(PROBLEM REQUIREMENTS): Report how many lines contain the word "React", with no other text.
===== DATA
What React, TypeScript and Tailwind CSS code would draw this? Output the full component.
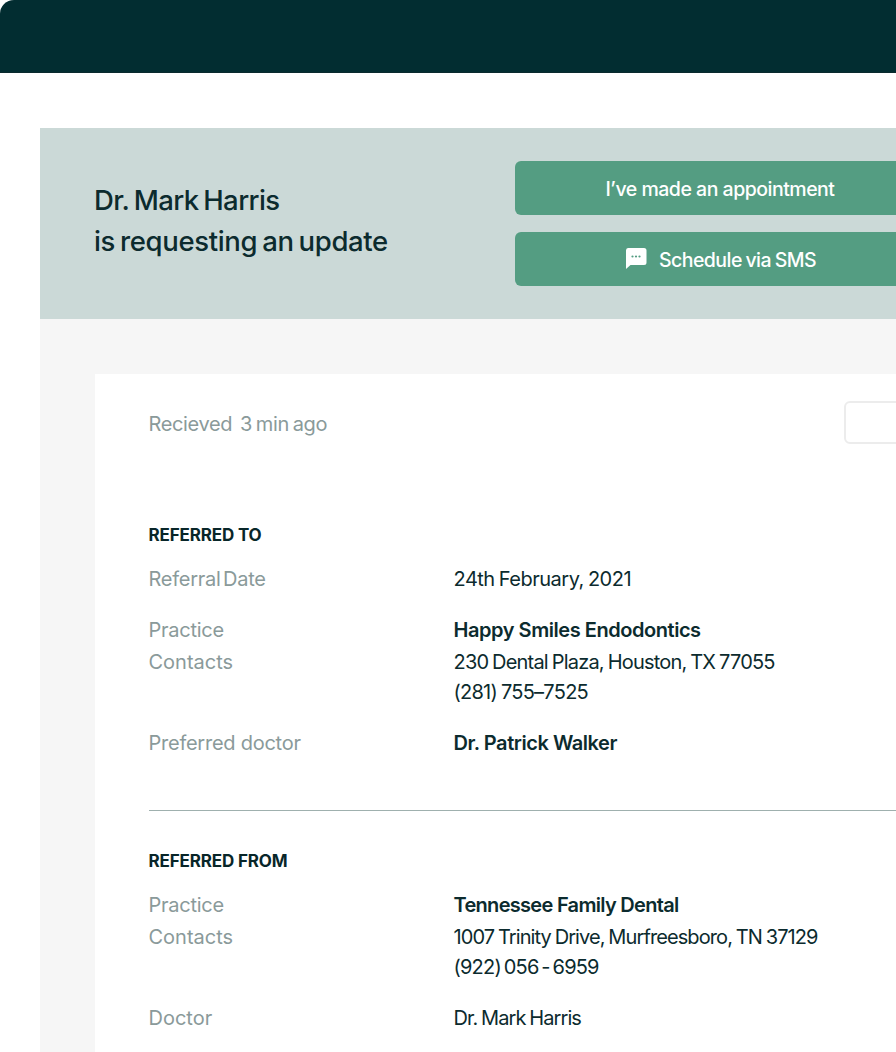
export default function App() {
  const font = { fontFamily: "Inter, 'Open Sans', sans-serif" };
  return (
    <div style={font} className="w-[896px] h-[1052px] overflow-hidden bg-white">
      <div className="h-[73px] w-[896px] rounded-tl-[14px] bg-[#022d31] border-b border-[#0a2a2e]" />
      <div className="pl-10 pt-[55px] w-[1000px]">
        <div className="h-[191px] bg-[#cbd9d7] flex items-start">
          <div className="pl-[54px] w-[475px] pt-[52px] text-[27.500px] leading-[41px] font-medium tracking-[-0.35px] [word-spacing:-2px] text-[#0c2b2e]">
            <div className="tracking-[-0.6px]">Dr. Mark Harris</div>
            <div>is requesting an update</div>
          </div>
          <div className="pt-[33px] flex flex-col gap-[17px]">
            <div className="w-[410px] h-[54px] pt-[4px] rounded-[6px] bg-[#549d82] text-white flex items-center justify-center text-[19.500px] font-medium tracking-[-0.5px]">
              I’ve made an appointment
            </div>
            <div className="w-[410px] h-[54px] pt-[4px] pl-px rounded-[6px] bg-[#549d82] text-white flex items-center justify-center gap-[12px] text-[19.500px] font-medium tracking-[-0.55px] [word-spacing:-1px]">
              <svg width="22" height="21" viewBox="0 0 22 21" className="-mt-[5px]">
                <path d="M3 0h16a2.500 2.500 0 0 1 2.500 2.500v12a2.500 2.500 0 0 1-2.500 2.500H5.500L1 21V2.500A2.500 2.500 0 0 1 3 0z" fill="#fff" />
                <circle cx="7.500" cy="8.500" r="1.100" fill="#549d82" />
                <circle cx="11" cy="8.500" r="1.100" fill="#549d82" />
                <circle cx="14.500" cy="8.500" r="1.100" fill="#549d82" />
              </svg>
              Schedule via SMS
            </div>
          </div>
        </div>
        <div className="bg-[#f6f6f6] pl-[55px] pt-[55px] h-[733px]">
          <div className="bg-white pl-[54px] pt-[28px] h-[700px]">
            <div className="flex items-start h-[42px] text-[20px] text-[#8a9a9a] tracking-[-0.35px] -ml-[0.5px]">
              <div className="w-[695px] leading-[44px] [word-spacing:-1.500px]">Recieved <span className="ml-[4px]">3 min ago</span></div>
              <div className="-mt-px w-[120px] h-[43px] border-2 border-[#ececec] rounded-[6px]" />
            </div>
            <div className="pr-[150px] -ml-[0.5px]">
              <div className="mt-[79px] text-[17px] leading-[24px] font-bold text-[#082629] tracking-[-0.15px]">REFERRED TO</div>
              <Row label="Referral Date" labelCls="tracking-[-0.25px] [word-spacing:-3px]" mt="mt-[17px]"><div className="tracking-[-0.5px] [word-spacing:-1px]">24th February, 2021</div></Row>
              <Row label="Practice" labelCls="tracking-[-0.25px]" mt="mt-[21px]"><b className="font-semibold">Happy Smiles Endodontics</b></Row>
              <Row label="Contacts" labelCls="tracking-[0px]" mt="mt-[2px]">
                <div className="tracking-[-0.8px] [word-spacing:-1px]">230 Dental Plaza, Houston, TX 77055</div>
                <div className="tracking-[-0.75px] [word-spacing:-1px]">(281) 755–7525</div>
              </Row>
              <Row label="Preferred doctor" labelCls="tracking-[-0.25px]" mt="mt-[21px]"><b className="font-semibold">Dr. Patrick Walker</b></Row>
              <div className="mt-[52px] h-px bg-[#9fb0ae] w-[800px]" />
              <div className="mt-[38px] text-[17px] leading-[24px] font-bold text-[#082629] tracking-[-0.15px]">REFERRED FROM</div>
              <Row label="Practice" labelCls="tracking-[-0.25px]" mt="mt-[17px]"><b className="font-semibold tracking-[-0.7px]">Tennessee Family Dental</b></Row>
              <Row label="Contacts" labelCls="tracking-[0px]" mt="mt-[2px]">
                <div className="tracking-[-0.9px] [word-spacing:-1px]">1007 Trinity Drive, Murfreesboro, TN 37129</div>
                <div className="tracking-[-0.8px] [word-spacing:-2px]">(922) 056 - 6959</div>
              </Row>
              <Row label="Doctor" labelCls="tracking-[0px]" mt="mt-[21px]"><div className="tracking-[-0.9px] [word-spacing:-1px]">Dr. Mark Harris</div></Row>
            </div>
          </div>
        </div>
      </div>
    </div>
  );
}

function Row({ label, labelCls, mt, children }: { label: string; labelCls: string; mt: string; children: React.ReactNode }) {
  return (
    <div className={`flex text-[20px] leading-[30px] tracking-[-0.45px] ${mt}`}>
      <div className={`w-[305px] shrink-0 text-[#8a9a9a] ${labelCls}`}>{label}</div>
      <div className="text-[#0c2b2e] whitespace-nowrap">{children}</div>
    </div>
  );
}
==========
(ANSWER): 2